Collecting Natural Wonders
By Dr. Robert Lavinsky
Dr. Lavinsky is a scientist and an operator of fine mineral mines, as well as two museum-style showrooms (in Shanghai and Dallas) of natural mineral crystals from around the world.
Gem crystals are nature’s works of art. They are often breathtakingly beautiful and inspiring, and they are collectible like any other high art. Created over millions of years in the dark depths of the earth, they emerge into the light to bring us pleasure and wonder. But finding them and bringing them out of their original homes can be difficult and dangerous. The journey from the depths of a mine to become part of a treasured collection in a museum or private home, or a centerpiece of fine jewelry, is a long and complex one that can take a year or more. It is a process, and a whole world, really, that many people are unaware of.
To convey a better understanding of the complexities that are involved, I recently helped complete a documentary video, done in conjunction with French National Television and Cartier of Paris, that tells this fascinating story for a well known African gemstone species: Tanzanite. It has been entered in the May 2016 Cannes Film Festival. I believe people should understand where these beautiful objects come from, because surely they will then appreciate them even more, and understand my own passion for them.
These minerals have value for many reasons. In earlier times, they were gifts given and received by royalty and the wealthy upper classes. In the 20th century, collectors like JP Morgan, Thomas Edison and Andrew Carnegie coveted them. Now, these natural treasures are often crushed to make common products like eyeliner or mobile phones. And, of course, they are fashioned into jewelry. Those of us who love these mesmerizing minerals, however, would prefer to see world-class specimens preserved and displayed in museums and private collections, something that is happening more and more today due to outreach and education.
Each mineral is unique. Consider tanzanite, a breathtaking crystal that exhibits rich tones of sapphire blue, deep violet and warm strawberry red, changing almost magically as the light around it changes. It is found in only one place in the world, the East African country of Tanzania, for which it is named. Eons ago, the precious crystals grew in the depths of the mountain that later was pushed above the earth, and today we know as Mount Kilimanjaro. Given that the mines are up to 1.5km deep in the mountain’s flanks, it is unsurprising that these treasures were not discovered until 1967. Today, the crystals are found in a single deep mine now controlled mostly by a corporate conglomerate with government oversight on the slopes of the Lelatema Mountains. Most are made into jewelry, including an exquisite line by Cartier and Van Cleef and Arpels (see photo top right provided by Bob Kane of Fine Gems Intl.). But of course, this unusual and precious mineral is also sought by collectors in its natural and original, dramatic crystalline form. In fact, several natural tanzanite crystals of high quality have recently traded at prices of $1-3 million. These prices are higher than those for record-setting cut gems from the same material – an irony not lost upon those of us who collect the crystals.
People are often surprised to learn that a crystal in its natural form can cost more than a piece of jewelry.
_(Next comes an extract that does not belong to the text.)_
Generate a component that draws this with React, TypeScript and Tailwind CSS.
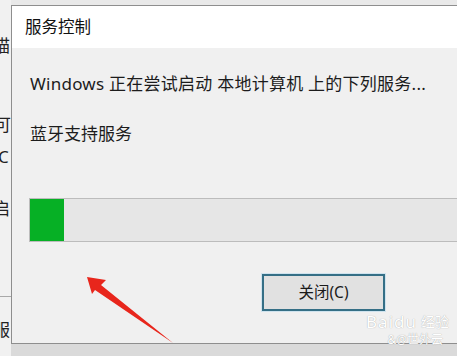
import React from "react";

const font = { fontFamily: '"Noto Sans", "Noto Sans CJK SC", sans-serif' };

export default function App() {
  return (
    <div
      className="relative w-[457px] h-[356px] overflow-hidden bg-[#e4e4e4] flex text-[#1c1c1c]"
      style={font}
    >
      {/* background window strip */}
      <div className="w-[11px] h-full shrink-0 bg-[#f1f1f1] overflow-hidden flex flex-col text-[17px] leading-[17px] text-[#222]">
        <div className="mt-[37px] ml-[-7px] whitespace-nowrap">描</div>
        <div className="mt-[62px] ml-[-6px] whitespace-nowrap">可</div>
        <div className="mt-[15px] ml-[-2px] whitespace-nowrap">C</div>
        <div className="mt-[35px] ml-[-7px] whitespace-nowrap">启</div>
        <div className="mt-[79px] h-px w-full bg-[#a9a9a9]" />
        <div className="mt-[24px] ml-[-7px] whitespace-nowrap">服</div>
      </div>

      {/* dialog column */}
      <div className="flex-1 flex flex-col min-w-0">
        <div className="h-[5px] shrink-0 bg-[#e9e9e9]" />
        <div className="h-[339px] shrink-0 flex flex-col border-t border-l border-b border-[#8e8e8e]">
          <div className="h-[42px] shrink-0 bg-white flex items-center pl-[13px] text-[16.5px] text-[#111]">
            服务控制
          </div>
          <div className="flex-1 bg-[#f0f0f0] flex flex-col">
            <div className="mt-[24px] ml-[18px] h-[24px] leading-[24px] text-[17px] tracking-[0.25px] whitespace-nowrap">
              Windows 正在尝试启动 本地计算机 上的下列服务...
            </div>
            <div className="mt-[26px] ml-[18px] h-[24px] leading-[24px] text-[17px] whitespace-nowrap">
              蓝牙支持服务
            </div>
            <div className="mt-[52px] ml-[17px] w-[450px] h-[44px] shrink-0 border border-[#bcbcbc] bg-[#e6e6e6] flex">
              <div className="w-[34px] h-full bg-[#06b025]" />
            </div>
            <div className="mt-[32px] ml-[250px] w-[123px] h-[37px] shrink-0 border-2 border-[#356f86] bg-[#e1e1e1] flex items-center justify-center text-[15.5px] text-[#1a1a1a] shadow-[0_0_0_1px_#cfe3ee]">
              关闭(C)
            </div>
          </div>
        </div>
        <div className="flex-1 bg-[#dadada]" />
      </div>

      {/* red arrow annotation */}
      <svg
        className="absolute left-0 top-0 pointer-events-none"
        width="457"
        height="356"
        viewBox="0 0 457 356"
      >
        <polygon
          points="87,277 106,280 101,285 173,343 95,290 92,294"
          fill="#e8261c"
        />
      </svg>

      {/* watermark */}
      <div className="absolute left-[345px] top-[312px] w-[104px] flex flex-col items-end pointer-events-none">
        <div className="h-[20px] flex items-center gap-[2px] text-white [text-shadow:0_0_1px_#9a9a9a]">
          <span className="text-[17px] leading-[20px] tracking-[1px]">Baidu</span>
          <span className="text-[14px] leading-[20px] ml-[2px]">经验</span>
        </div>
        <div className="h-[16px] mr-[6px] flex items-center gap-[2px] text-white text-[12px] leading-[16px] [text-shadow:0_0_1px_#8a8a8a]">
          <span>&amp;@世外云</span>
        </div>
      </div>
    </div>
  );
}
Here’s why: An independent miner who harvests a crystal might take it immediately into town in search of the instant reward it can offer. The buyer, however, is likely to pay only for the part of the crystal that will be used in the product to be made from it. But if I am in a mine in Thailand, Madagascar, China or somewhere else in the world and a miner offers me a crystal, I would purchase and pay for the whole object, because I plan to keep it intact. The miner earns more, and I save a precious crystal from being crushed. It is much more common to find broken or damaged crystals from which to cut gemstones. But finding a pristine and aesthetic complete crystal is significantly more difficult, and it is much more challenging to find and remove these intact crystals without harming the natural shape.
Determining the value of colored stones is a complex process. Many variables are in play, including subtleties of color saturation, brightness, and provenance of point of origin. Each crystal is unique, formed tens of millions of years ago through eons of heating and cooling, and there will never be two exactly alike.
Collecting these beautiful objects is a fascinating hobby. It is available to all kinds of people at different economic levels. I myself started collecting “rocks” that sold for a dollar, and I now routinely sell fine mineral specimens that cost $10,000 to $100,000. But an individual who can afford just a few hundred dollars to a few thousand can get something uniquely beautiful in which he or she can take as much pride as a fine painting, and is still worthy of museum displays or philanthropic donations. As with many collections, part of the reward is the joy of the hunt. In the world of minerals, there will always be something new and beautiful to discover each year for any level of collector.